General information
- Location: Dianjun District, Yichang, Hubei China
- Coordinates: 30°40′43″N 111°13′24″E﻿ / ﻿30.6786°N 111.2232°E
- Operated by: China Railway Corporation
- Line: Yiwan Railway

Location

= Yichang South railway station =

Railway station in Yichang, China

Yichang South railway station is a freight-only railway station on the Yichang-Wanzhou Railway. It is located in Dianjun District of the city of Yichang, in Hubei Province of People's Republic of China. In early design documents it was called Dianjun Station (点军站).

==Service==
The stations serves as an intermediate station of the Yichang-Wanzhou Railway. It does not offer any passenger service, as it is freight-only. It includes five tracks, one basic platform, one freight yard, and one network maintenance area. The station throughputs around 800,000 metric tons of freight per year.

==History==
Construction on the station began in December 2004 and was finished towards the end of 2007. As the Yichang-Wanzhou Railway entered service in 2008, this station followed suite.

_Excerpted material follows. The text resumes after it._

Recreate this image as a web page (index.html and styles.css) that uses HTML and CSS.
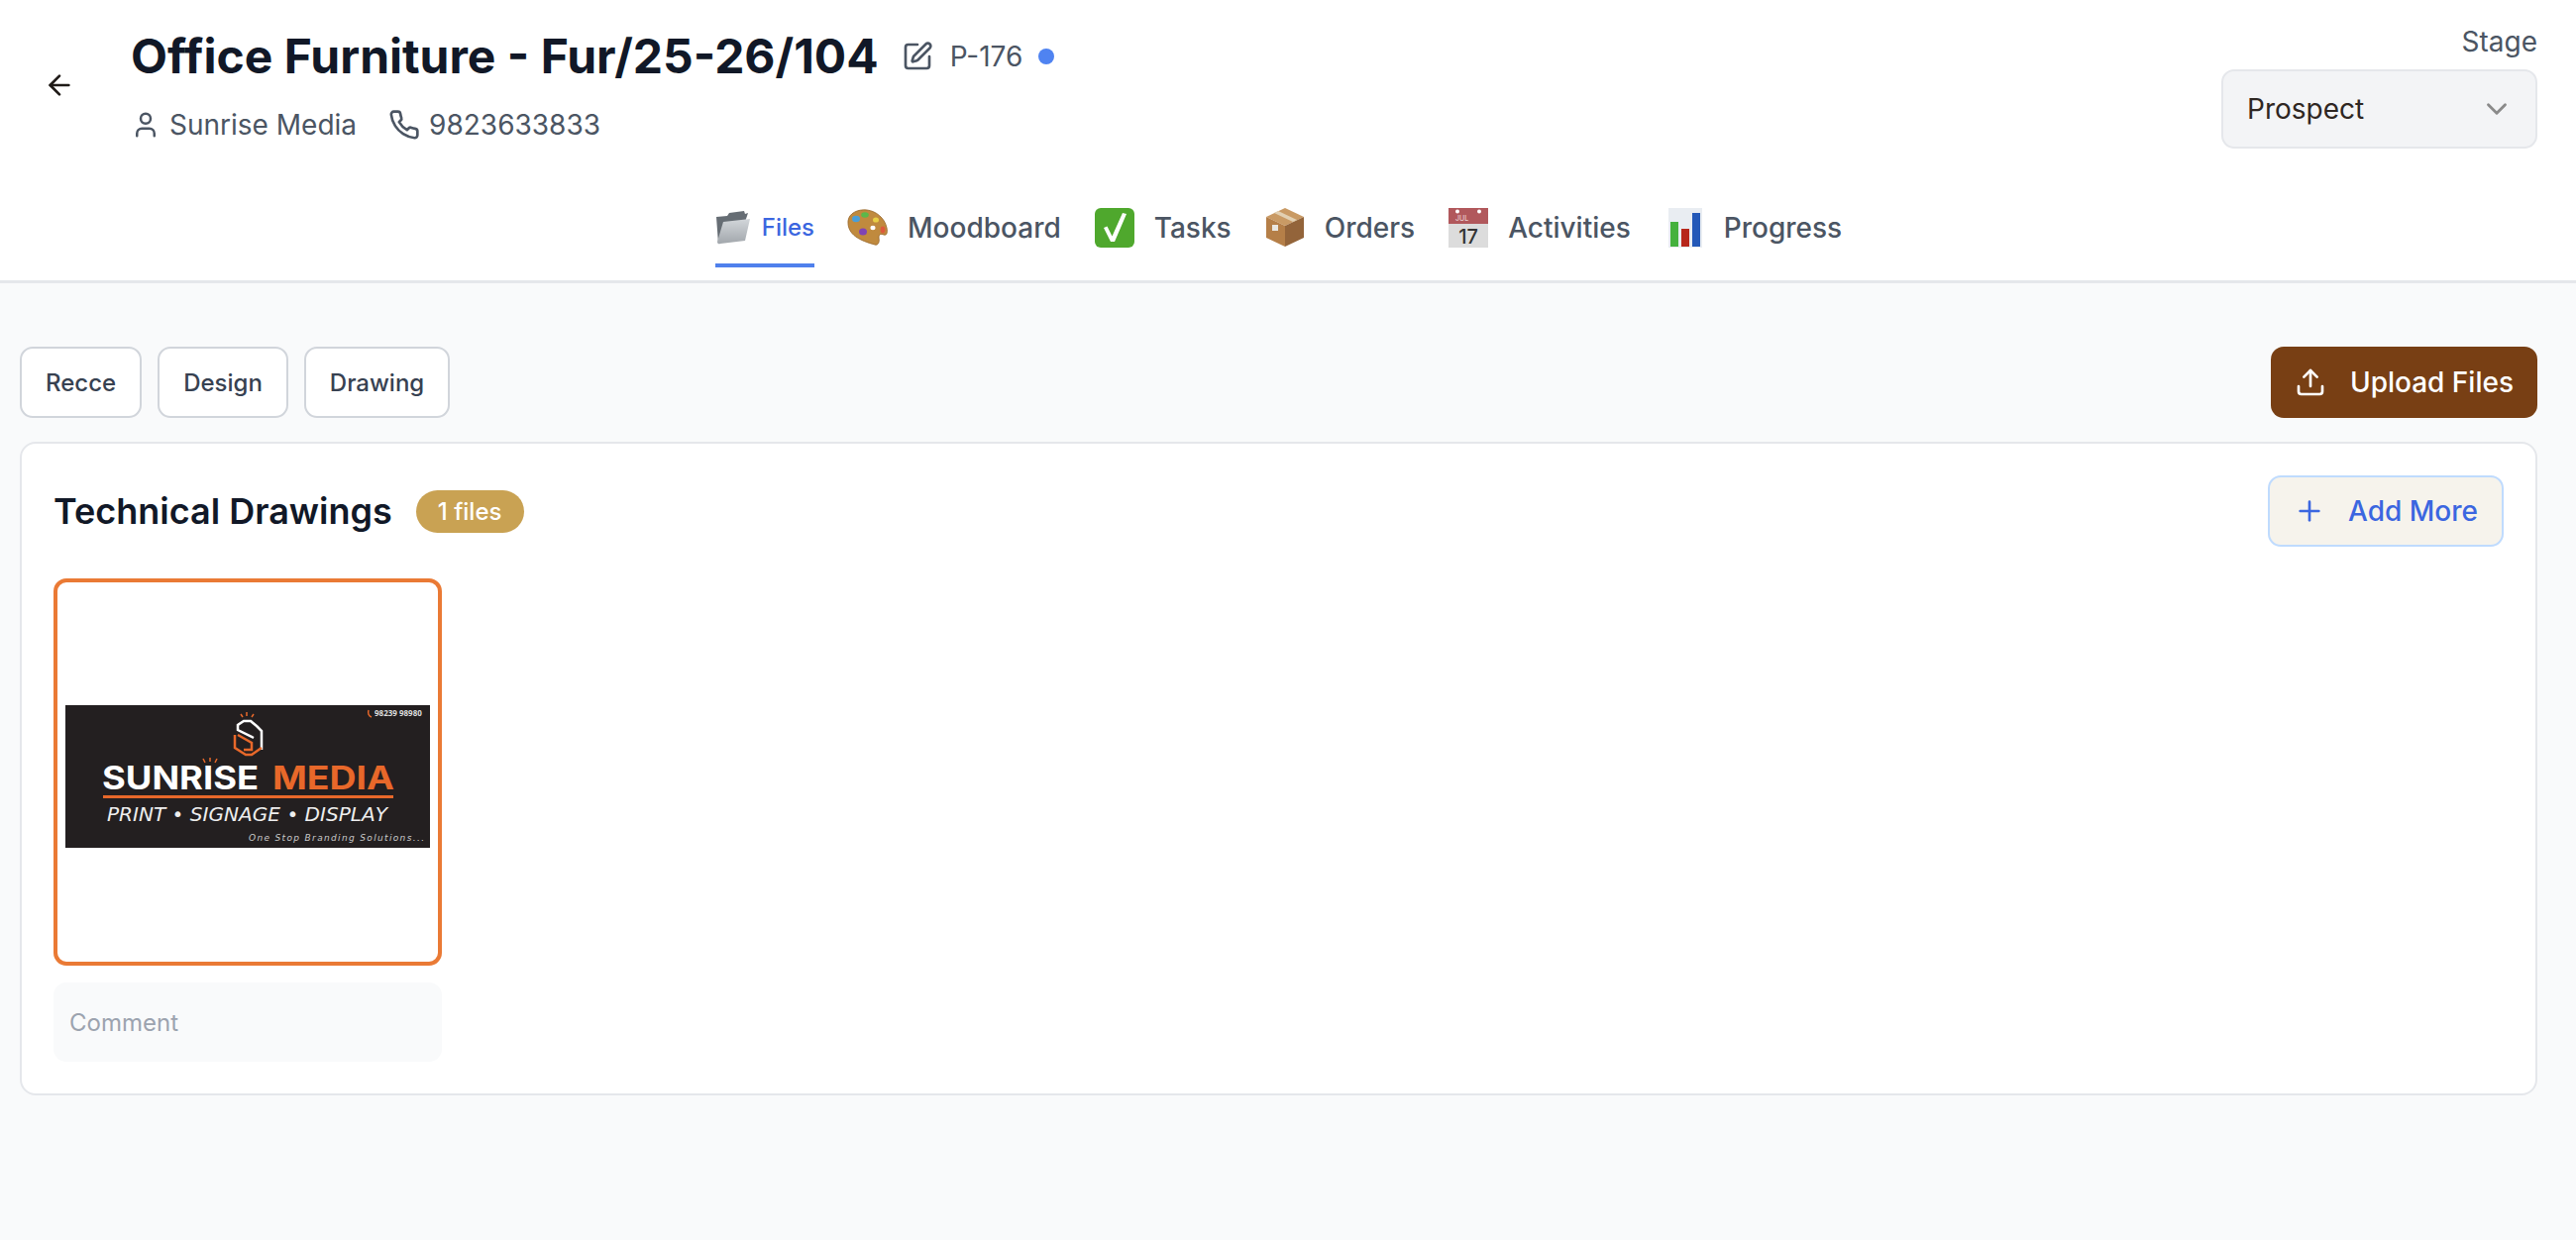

On December 26, 2019, the station, as the starting point of the Maoping Port Railway connecting to the Three Gorges Dam, started renovations under a construction period of 42 months. By 2022, the renovations had increased the traction tonnage of the station from 4,000 tons to 5,000 tons, resulting in a 25% increase in the cargo capacity of a single freight train and an annual increase in port handling capacity of over 4.7 million tons.

Every day, 26 freight trains pass through the station.